**EXERCISE PROMPT:** Search the material below for the string "components" and extract each line that has it.

**PROVIDED DATA:**

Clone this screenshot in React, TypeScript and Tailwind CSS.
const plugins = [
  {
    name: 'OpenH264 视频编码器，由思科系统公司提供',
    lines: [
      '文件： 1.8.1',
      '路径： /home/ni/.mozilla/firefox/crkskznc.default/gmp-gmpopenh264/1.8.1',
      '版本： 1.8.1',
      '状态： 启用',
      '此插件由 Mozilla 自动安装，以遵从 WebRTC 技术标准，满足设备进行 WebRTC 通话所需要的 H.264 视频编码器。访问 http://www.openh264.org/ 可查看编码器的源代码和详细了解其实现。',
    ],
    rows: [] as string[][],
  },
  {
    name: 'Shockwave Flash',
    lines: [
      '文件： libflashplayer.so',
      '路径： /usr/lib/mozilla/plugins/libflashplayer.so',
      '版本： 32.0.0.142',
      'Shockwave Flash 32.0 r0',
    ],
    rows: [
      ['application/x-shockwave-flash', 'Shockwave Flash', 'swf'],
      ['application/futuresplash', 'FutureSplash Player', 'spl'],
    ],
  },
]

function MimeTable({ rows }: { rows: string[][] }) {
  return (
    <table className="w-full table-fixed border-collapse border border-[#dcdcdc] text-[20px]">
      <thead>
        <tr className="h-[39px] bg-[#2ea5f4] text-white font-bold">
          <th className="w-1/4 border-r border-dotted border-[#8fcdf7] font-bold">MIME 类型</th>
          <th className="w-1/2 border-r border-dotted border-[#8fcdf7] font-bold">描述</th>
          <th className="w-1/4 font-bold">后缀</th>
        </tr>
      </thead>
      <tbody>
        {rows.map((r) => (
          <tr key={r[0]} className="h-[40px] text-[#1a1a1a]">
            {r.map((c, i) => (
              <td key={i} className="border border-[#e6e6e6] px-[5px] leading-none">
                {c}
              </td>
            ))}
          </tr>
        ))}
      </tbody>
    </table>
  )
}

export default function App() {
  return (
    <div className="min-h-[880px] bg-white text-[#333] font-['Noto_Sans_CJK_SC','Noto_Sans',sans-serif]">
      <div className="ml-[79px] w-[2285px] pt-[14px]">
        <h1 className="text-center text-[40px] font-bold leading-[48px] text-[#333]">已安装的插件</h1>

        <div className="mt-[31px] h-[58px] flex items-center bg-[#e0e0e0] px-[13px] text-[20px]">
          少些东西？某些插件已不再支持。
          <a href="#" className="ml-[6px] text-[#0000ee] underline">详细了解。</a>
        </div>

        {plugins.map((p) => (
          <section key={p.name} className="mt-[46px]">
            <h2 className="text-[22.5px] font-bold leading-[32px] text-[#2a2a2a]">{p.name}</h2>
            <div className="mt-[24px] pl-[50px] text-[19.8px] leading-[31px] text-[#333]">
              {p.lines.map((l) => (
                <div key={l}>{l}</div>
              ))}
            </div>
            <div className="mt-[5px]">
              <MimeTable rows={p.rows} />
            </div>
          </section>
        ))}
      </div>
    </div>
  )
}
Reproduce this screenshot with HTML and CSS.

---

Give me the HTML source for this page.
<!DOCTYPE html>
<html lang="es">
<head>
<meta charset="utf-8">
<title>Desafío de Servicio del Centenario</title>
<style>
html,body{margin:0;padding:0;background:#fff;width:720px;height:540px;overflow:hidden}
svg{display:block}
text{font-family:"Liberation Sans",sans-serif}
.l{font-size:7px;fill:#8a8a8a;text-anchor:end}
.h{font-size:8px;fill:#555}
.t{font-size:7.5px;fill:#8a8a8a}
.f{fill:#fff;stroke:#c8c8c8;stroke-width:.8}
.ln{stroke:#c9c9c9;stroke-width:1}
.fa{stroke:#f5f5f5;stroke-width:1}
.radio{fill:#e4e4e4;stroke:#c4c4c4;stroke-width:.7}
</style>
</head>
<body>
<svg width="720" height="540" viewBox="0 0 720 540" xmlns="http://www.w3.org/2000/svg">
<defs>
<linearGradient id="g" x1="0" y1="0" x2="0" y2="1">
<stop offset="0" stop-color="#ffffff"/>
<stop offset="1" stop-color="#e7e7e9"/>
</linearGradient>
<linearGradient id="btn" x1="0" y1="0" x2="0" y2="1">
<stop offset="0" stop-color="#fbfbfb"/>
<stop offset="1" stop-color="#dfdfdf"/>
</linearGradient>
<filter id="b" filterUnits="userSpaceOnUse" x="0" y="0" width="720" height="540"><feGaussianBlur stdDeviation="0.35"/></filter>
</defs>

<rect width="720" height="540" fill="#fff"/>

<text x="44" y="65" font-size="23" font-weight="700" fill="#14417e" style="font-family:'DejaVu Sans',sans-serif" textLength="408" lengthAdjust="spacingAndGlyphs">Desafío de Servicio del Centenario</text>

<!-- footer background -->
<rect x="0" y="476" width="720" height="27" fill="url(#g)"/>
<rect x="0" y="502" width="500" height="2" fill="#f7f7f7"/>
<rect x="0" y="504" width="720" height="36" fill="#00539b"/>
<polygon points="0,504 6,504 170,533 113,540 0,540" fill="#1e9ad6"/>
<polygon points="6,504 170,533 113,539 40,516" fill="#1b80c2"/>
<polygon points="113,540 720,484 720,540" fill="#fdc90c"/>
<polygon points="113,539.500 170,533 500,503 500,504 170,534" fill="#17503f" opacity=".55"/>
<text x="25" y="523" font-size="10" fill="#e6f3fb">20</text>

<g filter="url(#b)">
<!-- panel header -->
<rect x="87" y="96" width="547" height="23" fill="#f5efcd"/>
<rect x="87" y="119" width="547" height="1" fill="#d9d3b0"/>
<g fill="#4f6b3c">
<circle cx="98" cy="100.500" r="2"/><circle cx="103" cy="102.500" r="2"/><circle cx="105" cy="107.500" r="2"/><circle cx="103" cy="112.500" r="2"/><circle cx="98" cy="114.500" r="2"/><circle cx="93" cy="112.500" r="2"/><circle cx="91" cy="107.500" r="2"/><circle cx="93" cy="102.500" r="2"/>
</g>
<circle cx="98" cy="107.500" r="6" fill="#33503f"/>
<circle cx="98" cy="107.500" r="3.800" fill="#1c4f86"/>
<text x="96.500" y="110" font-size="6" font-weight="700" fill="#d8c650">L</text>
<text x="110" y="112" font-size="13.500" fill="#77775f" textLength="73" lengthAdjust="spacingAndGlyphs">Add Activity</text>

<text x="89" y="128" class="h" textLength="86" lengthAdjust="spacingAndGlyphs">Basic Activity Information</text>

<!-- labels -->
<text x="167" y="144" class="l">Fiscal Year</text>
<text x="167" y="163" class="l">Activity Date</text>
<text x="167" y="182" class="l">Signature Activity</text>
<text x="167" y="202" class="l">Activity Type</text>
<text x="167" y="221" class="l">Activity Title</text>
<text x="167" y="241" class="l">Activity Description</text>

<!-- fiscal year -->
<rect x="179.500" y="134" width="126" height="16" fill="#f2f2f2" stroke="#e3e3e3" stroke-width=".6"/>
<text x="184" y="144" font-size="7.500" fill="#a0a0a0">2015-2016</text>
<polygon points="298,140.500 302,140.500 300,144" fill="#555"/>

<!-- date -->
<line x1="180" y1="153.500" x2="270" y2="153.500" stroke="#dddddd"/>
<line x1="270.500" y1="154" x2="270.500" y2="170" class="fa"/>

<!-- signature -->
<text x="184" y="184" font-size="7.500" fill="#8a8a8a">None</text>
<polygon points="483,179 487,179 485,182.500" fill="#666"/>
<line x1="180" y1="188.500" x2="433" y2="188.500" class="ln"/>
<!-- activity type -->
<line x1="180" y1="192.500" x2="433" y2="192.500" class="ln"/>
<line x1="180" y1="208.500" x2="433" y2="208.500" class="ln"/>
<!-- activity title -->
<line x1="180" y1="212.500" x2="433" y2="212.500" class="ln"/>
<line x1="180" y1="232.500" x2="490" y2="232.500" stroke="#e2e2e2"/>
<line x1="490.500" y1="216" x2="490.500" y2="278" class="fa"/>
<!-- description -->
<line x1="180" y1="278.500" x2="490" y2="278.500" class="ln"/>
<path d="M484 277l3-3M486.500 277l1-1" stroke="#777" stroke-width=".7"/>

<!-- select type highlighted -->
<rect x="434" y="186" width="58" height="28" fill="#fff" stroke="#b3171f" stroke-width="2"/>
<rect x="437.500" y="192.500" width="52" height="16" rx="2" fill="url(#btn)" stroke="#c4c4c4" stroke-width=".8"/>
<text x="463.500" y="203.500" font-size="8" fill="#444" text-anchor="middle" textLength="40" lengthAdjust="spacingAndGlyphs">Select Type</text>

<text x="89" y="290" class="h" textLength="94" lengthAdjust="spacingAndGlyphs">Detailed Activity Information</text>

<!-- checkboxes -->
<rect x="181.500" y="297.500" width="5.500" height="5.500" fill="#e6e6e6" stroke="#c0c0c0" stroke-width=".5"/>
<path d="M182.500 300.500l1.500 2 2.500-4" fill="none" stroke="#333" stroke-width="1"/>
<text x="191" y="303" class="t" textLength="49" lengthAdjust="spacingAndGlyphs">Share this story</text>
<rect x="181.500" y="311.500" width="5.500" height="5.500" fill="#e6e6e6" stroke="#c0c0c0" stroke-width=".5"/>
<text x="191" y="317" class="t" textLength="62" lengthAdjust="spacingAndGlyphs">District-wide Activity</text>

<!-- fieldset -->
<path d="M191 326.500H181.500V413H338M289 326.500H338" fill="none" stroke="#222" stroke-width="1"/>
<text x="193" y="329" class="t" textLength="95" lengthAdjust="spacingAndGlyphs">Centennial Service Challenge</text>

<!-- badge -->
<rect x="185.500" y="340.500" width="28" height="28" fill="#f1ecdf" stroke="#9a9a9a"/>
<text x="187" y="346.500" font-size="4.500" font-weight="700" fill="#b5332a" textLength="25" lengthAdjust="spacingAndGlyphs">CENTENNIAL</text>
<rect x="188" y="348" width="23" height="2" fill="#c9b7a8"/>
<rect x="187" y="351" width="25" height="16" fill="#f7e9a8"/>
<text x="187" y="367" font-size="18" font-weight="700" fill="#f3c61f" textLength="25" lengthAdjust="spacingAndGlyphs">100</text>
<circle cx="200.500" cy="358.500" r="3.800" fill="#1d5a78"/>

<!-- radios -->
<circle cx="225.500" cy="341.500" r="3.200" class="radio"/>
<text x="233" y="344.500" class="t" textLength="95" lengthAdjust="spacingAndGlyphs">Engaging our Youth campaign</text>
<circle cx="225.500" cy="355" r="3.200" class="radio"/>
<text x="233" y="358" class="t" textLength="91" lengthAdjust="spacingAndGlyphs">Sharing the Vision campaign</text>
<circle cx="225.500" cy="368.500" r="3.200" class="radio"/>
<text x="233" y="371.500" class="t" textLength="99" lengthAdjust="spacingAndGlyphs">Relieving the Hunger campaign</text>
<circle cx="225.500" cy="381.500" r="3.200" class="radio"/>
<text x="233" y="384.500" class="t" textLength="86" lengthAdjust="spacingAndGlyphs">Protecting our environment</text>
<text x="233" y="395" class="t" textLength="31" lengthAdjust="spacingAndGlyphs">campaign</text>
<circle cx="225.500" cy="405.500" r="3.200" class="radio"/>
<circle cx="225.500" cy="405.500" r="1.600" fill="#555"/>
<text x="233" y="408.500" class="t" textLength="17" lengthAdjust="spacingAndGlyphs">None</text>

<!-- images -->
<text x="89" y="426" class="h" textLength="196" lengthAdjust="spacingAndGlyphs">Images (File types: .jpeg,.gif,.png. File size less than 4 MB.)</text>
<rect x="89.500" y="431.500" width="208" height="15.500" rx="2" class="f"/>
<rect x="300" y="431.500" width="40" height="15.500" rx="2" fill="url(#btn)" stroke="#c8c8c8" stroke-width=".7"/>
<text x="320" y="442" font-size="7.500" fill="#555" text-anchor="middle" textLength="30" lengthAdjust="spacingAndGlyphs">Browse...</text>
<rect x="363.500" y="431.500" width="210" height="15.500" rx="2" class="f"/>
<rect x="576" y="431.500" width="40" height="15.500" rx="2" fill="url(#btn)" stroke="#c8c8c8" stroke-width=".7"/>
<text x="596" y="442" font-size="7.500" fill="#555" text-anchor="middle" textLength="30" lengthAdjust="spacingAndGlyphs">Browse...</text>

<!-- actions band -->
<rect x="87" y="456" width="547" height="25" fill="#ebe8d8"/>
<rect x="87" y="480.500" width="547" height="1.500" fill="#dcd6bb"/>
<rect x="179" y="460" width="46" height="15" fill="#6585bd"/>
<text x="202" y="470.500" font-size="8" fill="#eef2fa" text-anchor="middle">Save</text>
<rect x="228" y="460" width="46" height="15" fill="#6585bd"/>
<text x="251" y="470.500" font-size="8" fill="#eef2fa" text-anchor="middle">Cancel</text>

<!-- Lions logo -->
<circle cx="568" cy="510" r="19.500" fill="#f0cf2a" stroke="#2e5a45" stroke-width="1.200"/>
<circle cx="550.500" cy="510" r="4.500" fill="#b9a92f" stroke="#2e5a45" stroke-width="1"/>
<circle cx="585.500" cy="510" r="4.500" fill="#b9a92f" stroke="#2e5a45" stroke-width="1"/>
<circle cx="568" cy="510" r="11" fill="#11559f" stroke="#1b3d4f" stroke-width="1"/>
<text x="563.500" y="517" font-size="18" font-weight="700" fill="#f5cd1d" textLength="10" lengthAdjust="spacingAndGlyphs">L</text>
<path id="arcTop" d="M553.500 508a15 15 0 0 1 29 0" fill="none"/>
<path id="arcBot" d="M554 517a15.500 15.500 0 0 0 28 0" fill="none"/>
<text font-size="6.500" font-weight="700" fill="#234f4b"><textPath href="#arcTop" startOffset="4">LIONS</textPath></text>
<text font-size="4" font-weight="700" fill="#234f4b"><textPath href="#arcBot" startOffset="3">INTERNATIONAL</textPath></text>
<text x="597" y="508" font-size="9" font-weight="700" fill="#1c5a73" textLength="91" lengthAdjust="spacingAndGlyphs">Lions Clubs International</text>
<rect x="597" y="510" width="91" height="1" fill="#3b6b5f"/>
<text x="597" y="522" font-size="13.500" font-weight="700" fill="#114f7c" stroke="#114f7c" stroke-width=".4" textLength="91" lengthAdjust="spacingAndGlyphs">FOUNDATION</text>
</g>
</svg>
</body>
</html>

---

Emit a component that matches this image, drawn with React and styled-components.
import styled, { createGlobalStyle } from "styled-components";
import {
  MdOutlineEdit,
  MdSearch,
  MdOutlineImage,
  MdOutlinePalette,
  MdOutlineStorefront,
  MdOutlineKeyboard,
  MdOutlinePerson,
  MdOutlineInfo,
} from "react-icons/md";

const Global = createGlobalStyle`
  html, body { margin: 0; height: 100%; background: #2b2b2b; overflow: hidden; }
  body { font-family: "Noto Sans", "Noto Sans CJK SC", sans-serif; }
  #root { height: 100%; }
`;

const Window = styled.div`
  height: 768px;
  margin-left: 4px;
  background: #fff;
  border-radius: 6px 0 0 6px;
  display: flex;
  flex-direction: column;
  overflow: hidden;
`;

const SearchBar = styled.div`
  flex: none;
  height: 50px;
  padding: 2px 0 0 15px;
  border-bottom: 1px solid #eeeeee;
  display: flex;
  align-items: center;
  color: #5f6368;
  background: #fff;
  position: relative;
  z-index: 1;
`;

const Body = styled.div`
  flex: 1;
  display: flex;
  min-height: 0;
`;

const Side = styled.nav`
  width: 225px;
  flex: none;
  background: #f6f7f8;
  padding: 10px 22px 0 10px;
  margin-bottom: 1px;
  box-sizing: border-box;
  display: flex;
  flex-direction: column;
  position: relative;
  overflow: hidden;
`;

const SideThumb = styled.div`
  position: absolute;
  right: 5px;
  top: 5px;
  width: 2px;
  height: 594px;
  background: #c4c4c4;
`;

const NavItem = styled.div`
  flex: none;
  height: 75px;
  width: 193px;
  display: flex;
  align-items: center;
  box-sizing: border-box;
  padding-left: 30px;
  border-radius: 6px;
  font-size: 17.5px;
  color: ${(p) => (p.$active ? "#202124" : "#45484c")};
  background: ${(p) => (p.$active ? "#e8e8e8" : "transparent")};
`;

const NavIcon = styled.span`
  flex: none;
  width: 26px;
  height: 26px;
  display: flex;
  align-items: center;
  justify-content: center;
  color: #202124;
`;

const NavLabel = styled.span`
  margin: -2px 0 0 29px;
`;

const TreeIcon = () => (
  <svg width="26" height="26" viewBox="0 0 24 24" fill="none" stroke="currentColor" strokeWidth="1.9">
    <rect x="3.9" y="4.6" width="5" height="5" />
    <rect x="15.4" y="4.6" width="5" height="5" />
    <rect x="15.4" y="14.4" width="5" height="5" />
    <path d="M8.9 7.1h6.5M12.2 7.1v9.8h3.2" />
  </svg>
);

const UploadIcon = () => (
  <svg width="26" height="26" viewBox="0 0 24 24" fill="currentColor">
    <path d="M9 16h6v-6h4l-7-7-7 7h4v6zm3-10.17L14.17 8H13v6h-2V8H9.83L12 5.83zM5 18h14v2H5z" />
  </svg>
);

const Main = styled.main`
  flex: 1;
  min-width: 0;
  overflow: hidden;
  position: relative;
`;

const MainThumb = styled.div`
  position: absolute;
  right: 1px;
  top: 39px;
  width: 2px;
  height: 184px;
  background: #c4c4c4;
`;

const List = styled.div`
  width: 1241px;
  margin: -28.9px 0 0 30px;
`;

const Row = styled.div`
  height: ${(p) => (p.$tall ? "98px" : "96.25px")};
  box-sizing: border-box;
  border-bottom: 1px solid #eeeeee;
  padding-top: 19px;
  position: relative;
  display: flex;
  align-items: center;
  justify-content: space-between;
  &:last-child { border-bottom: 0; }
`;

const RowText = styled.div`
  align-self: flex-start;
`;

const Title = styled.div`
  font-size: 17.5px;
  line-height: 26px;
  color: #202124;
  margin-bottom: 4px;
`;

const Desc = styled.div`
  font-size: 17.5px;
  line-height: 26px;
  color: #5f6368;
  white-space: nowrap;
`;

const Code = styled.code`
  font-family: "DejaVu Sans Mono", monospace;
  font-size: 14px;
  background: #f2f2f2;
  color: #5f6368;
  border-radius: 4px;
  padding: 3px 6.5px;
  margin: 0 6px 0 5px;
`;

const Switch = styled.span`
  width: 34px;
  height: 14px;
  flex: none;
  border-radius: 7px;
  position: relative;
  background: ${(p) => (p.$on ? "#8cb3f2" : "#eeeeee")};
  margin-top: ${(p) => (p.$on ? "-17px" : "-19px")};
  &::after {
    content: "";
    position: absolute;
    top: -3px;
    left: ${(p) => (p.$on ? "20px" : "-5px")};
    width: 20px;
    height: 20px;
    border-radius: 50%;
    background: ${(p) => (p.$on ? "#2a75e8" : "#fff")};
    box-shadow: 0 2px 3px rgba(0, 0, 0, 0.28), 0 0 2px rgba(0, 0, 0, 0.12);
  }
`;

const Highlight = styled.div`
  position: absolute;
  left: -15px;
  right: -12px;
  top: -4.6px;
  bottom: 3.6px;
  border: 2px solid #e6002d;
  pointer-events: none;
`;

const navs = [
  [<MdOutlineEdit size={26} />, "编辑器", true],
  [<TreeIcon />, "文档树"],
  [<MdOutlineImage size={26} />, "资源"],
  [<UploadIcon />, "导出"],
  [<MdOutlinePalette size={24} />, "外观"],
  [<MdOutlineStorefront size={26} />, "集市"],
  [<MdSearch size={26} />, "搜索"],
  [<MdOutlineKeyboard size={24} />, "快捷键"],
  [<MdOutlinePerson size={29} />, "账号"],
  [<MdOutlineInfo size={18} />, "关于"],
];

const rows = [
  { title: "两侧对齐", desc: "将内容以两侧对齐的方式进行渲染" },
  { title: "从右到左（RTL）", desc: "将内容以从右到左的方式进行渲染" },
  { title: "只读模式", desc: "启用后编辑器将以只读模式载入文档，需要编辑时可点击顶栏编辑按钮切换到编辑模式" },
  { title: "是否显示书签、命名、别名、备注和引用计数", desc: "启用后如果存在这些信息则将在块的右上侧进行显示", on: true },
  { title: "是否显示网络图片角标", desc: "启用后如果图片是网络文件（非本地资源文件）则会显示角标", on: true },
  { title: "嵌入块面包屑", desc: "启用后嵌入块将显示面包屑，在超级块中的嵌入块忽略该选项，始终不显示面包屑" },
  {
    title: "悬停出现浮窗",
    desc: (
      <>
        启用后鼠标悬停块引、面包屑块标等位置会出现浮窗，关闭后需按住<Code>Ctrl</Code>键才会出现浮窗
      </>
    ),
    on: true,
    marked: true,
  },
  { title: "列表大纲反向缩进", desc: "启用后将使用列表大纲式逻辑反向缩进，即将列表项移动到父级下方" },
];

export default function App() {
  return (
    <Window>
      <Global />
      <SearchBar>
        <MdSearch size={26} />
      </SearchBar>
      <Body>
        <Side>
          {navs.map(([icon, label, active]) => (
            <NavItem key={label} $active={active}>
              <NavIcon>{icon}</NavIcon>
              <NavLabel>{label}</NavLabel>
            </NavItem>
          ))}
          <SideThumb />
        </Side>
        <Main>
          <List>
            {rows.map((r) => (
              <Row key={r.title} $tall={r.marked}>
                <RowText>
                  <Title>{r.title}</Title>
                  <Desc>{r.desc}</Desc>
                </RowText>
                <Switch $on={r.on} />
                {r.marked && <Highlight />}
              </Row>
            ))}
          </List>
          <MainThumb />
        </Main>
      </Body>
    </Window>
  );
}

**RESULT:**
Emit a component that matches this image, drawn with React and styled-components.
import styled, { createGlobalStyle } from "styled-components";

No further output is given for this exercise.